Are all imports subject to tariffs in 2026?

Yes, in 2026, all imports are effectively subject to tariffs because the de minimis exemption has been suspended. That means even low-value shipments that previously entered duty-free can now face import duties and added compliance checks.

How can US importers reduce tariff costs?

US importers can reduce tariff costs by using the correct HTS classification, leveraging free trade agreements, diversifying suppliers, and applying tariff engineering. These strategies help lower duty exposure, improve compliance, and protect profit margins in a high-tariff market.

What are Section 301 tariffs in 2026?

Section 301 tariffs in 2026 are additional duties mainly imposed on Chinese imports, especially in tech, electronics, machinery, and manufacturing-related goods. These tariffs can reach 25% or more, making China sourcing significantly more expensive for US importers.

Which countries have the lowest tariffs for US imports?

For many US importers, Canada and Mexico often offer the lowest tariff exposure because of USMCA benefits. Qualifying goods may receive reduced or zero-duty treatment, making them attractive alternatives to higher-tariff sourcing markets like China.

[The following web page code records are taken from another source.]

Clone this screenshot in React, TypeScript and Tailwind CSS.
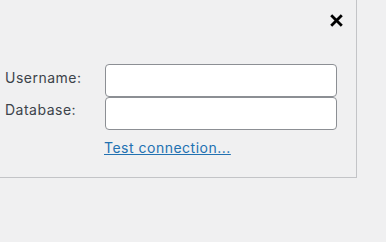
import { useState } from "react"

export default function App() {
  const [username, setUsername] = useState("")
  const [database, setDatabase] = useState("")

  return (
    <div className="w-[386px] h-[242px] bg-[#f0f0f1] text-[#3c434a] font-['Inter','Liberation_Sans',sans-serif] text-[14px] tracking-[0.5px]">
      <div className="w-[357px] h-[178px] border-r border-b border-[#c3c4c7] flex flex-col">
        {/* header */}
        <div className="flex justify-end pt-[14px] pr-[13px] h-[64px]">
          <button className="w-[13px] h-[13px] text-black" title="Close">
            <svg viewBox="0 0 13 13" className="w-[13px] h-[13px]">
              <path d="M2.2 2.2 L10.8 10.8 M10.8 2.2 L2.2 10.8" stroke="currentColor" strokeWidth="2.8" strokeLinecap="square" />
            </svg>
          </button>
        </div>

        {/* fields */}
        <div className="grid grid-cols-[100px_232px] pl-[5px]">
          <label className="h-[33px] pt-[4px] leading-[20px]">Username:</label>
          <input
            value={username}
            onChange={(e) => setUsername(e.target.value)}
            className="h-[33px] bg-white border border-[#8c8f94] rounded-[4px] px-2 outline-none"
          />
          <label className="h-[33px] pt-[3px] leading-[20px]">Database:</label>
          <input
            value={database}
            onChange={(e) => setDatabase(e.target.value)}
            className="h-[33px] bg-white border border-[#8c8f94] rounded-[4px] px-2 outline-none"
          />
          <div />
          <div className="pt-[7px] -ml-[1px]">
            <a href="#" className="text-[#2271b1] underline">Test connection...</a>
          </div>
        </div>
      </div>
    </div>
  )
}
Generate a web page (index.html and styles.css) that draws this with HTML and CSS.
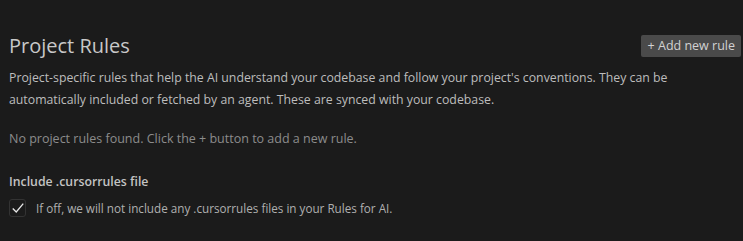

How do tariffs affect ecommerce businesses?

Tariffs affect ecommerce businesses by increasing landed costs, squeezing margins, and making cross-border fulfillment more expensive. For online sellers and dropshippers, this means reworking pricing, choosing better suppliers, and building a smarter sourcing strategy to stay competitive.

What is tariff stacking?

Tariff stacking happens when more than one tariff applies to the same imported product. For example, a shipment may face baseline duties plus Section 301 or Section 232 tariffs, pushing the total duty burden above 50% in some cases.

Will US tariffs increase further?

US tariffs are expected to remain volatile, with the possibility of further increases tied to trade policy, geopolitics, and domestic manufacturing goals. Importers should plan for continued uncertainty and monitor tariff updates closely throughout 2026 and beyond.